The media does like to hype those risks, but while we get in a twist about kids being online … won't somebody please think of the parents?

Because social media is creating enormous pressure for mums and dads too. In a 2015 census of UK parents, half of all mums said social media intensifies the pressure to achieve parenting perfection. For many it is the battleground for competitive parenting, hence the relentless sharing of kiddie pics and progress.

Please don't misunderstand - no one's saying you need to maintain a strict silence when it comes to putting your kids on social media.

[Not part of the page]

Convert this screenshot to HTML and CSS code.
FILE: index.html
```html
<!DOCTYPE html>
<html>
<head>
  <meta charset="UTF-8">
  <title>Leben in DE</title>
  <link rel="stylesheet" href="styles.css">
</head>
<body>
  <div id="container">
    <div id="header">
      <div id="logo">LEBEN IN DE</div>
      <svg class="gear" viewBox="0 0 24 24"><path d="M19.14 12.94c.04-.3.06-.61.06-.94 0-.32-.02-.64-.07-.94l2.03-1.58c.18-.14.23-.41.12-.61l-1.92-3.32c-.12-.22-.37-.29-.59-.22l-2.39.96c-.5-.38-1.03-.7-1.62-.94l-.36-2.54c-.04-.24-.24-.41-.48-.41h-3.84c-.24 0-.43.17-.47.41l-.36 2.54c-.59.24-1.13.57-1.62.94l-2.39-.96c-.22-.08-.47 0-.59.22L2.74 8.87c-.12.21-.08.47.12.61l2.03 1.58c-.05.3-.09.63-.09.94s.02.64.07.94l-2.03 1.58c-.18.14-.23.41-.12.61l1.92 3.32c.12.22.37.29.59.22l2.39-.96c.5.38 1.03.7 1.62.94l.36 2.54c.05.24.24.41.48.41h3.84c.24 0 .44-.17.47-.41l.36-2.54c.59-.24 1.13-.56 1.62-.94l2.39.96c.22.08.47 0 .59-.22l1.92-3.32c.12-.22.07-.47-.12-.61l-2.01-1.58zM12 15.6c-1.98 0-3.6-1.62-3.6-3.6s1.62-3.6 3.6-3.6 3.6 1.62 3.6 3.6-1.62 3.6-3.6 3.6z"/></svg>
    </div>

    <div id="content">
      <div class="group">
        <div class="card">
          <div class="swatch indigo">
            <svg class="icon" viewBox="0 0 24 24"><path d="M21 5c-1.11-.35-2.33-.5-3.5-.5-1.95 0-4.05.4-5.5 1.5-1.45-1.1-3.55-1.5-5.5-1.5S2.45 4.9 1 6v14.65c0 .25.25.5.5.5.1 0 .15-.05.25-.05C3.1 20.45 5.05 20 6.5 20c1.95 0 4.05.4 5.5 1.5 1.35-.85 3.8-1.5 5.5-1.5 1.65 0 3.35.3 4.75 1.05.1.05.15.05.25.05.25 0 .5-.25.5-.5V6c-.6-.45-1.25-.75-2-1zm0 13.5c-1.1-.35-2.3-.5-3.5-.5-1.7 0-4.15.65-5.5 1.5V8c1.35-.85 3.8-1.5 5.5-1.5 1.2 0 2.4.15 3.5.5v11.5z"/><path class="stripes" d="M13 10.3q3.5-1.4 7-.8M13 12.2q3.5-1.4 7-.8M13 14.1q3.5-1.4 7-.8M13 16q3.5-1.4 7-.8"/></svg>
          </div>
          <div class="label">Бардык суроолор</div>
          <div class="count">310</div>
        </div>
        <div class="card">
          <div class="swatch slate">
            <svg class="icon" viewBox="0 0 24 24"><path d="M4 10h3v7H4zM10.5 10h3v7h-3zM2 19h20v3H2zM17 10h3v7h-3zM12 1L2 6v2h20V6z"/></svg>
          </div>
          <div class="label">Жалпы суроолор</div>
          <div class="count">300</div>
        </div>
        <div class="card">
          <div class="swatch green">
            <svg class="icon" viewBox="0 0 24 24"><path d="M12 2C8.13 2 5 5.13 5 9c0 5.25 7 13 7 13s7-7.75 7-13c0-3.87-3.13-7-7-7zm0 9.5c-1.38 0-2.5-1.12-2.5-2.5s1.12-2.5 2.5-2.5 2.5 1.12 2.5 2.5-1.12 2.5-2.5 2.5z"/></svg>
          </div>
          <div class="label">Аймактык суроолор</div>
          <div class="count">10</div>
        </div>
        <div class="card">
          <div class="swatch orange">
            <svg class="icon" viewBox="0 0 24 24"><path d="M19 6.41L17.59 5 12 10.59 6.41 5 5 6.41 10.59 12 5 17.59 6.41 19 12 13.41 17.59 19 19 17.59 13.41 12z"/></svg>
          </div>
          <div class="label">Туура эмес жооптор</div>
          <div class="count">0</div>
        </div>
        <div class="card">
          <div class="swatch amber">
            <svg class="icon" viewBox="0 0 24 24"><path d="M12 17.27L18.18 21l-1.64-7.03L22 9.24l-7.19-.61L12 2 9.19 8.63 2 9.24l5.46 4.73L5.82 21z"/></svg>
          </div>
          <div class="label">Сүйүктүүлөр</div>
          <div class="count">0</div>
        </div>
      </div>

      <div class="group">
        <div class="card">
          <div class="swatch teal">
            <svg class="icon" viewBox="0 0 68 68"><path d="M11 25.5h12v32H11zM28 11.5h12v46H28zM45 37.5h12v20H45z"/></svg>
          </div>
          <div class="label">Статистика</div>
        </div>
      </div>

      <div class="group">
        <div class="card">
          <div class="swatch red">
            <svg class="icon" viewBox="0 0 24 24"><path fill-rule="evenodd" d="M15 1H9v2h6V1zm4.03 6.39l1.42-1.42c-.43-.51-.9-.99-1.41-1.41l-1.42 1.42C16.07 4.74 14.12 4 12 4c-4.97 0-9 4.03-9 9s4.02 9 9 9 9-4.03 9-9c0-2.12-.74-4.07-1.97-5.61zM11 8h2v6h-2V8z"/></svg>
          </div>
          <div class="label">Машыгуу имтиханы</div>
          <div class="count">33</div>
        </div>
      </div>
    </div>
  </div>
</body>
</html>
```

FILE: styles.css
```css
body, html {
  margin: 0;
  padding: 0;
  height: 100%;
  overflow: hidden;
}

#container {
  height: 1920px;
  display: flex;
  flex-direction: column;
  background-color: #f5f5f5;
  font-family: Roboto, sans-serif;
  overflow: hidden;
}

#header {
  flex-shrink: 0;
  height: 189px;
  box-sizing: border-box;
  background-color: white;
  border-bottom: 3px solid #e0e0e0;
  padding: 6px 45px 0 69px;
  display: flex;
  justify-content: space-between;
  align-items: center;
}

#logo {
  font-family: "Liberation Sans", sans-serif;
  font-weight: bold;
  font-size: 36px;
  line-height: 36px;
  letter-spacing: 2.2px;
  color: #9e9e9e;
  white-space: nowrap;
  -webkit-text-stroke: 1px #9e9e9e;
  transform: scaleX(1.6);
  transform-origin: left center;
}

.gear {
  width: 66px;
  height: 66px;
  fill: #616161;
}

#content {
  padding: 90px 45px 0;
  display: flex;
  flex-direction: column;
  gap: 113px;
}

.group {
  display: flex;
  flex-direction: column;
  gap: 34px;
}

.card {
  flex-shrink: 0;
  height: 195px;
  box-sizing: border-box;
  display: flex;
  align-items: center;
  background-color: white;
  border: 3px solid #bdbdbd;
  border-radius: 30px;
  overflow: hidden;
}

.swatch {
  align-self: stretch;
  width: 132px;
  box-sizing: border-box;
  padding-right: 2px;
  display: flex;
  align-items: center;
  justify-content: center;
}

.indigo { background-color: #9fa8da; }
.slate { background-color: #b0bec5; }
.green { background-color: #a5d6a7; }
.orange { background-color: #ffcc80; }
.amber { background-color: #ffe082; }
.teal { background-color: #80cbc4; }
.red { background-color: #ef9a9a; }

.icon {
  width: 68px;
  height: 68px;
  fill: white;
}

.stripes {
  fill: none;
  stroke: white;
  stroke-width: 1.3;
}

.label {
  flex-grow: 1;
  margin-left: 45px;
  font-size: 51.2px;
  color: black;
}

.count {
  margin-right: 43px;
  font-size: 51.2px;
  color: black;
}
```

But the first thing to do is, when they're ready, ask their permission!

 

Sharenting

It's essential to talk to your children 1) about the weird social media dynamics of the world and 2) what you plan to share online about them. 

Engaging children and bringing them into the decisioning (as soon as they're able to understand) is said to improve a child's sense of autonomy; giving them sharper instincts for setting general life boundaries - what should remain private and what's OK to share with others.

Even if Facebook and Instagram et al will remain the window to your life (and your life very much involves the kids) then the following safety precautions are a bit of a no-brainer:

Show some restraint (not everything needs to be out there)*
No location tagging (or any other key identifiers)
Double-check your privacy settings (who can see what?)


*And to the parent, one key question to ask yourself before posting a photo of the little one on social media is this: who are you really doing it for?

If it's genuinely for the good of the child, cool.

If it's for faraway friends and family, fine. But maybe an email or closed-loop chat group might be safer.

And if, really and honestly, you're doing it for you – for a Likes, Shares, Comments boost to help the old self-esteem levels – that's probably an instance where it’s best not to. 

There's sharenting, and there's oversharenting – right?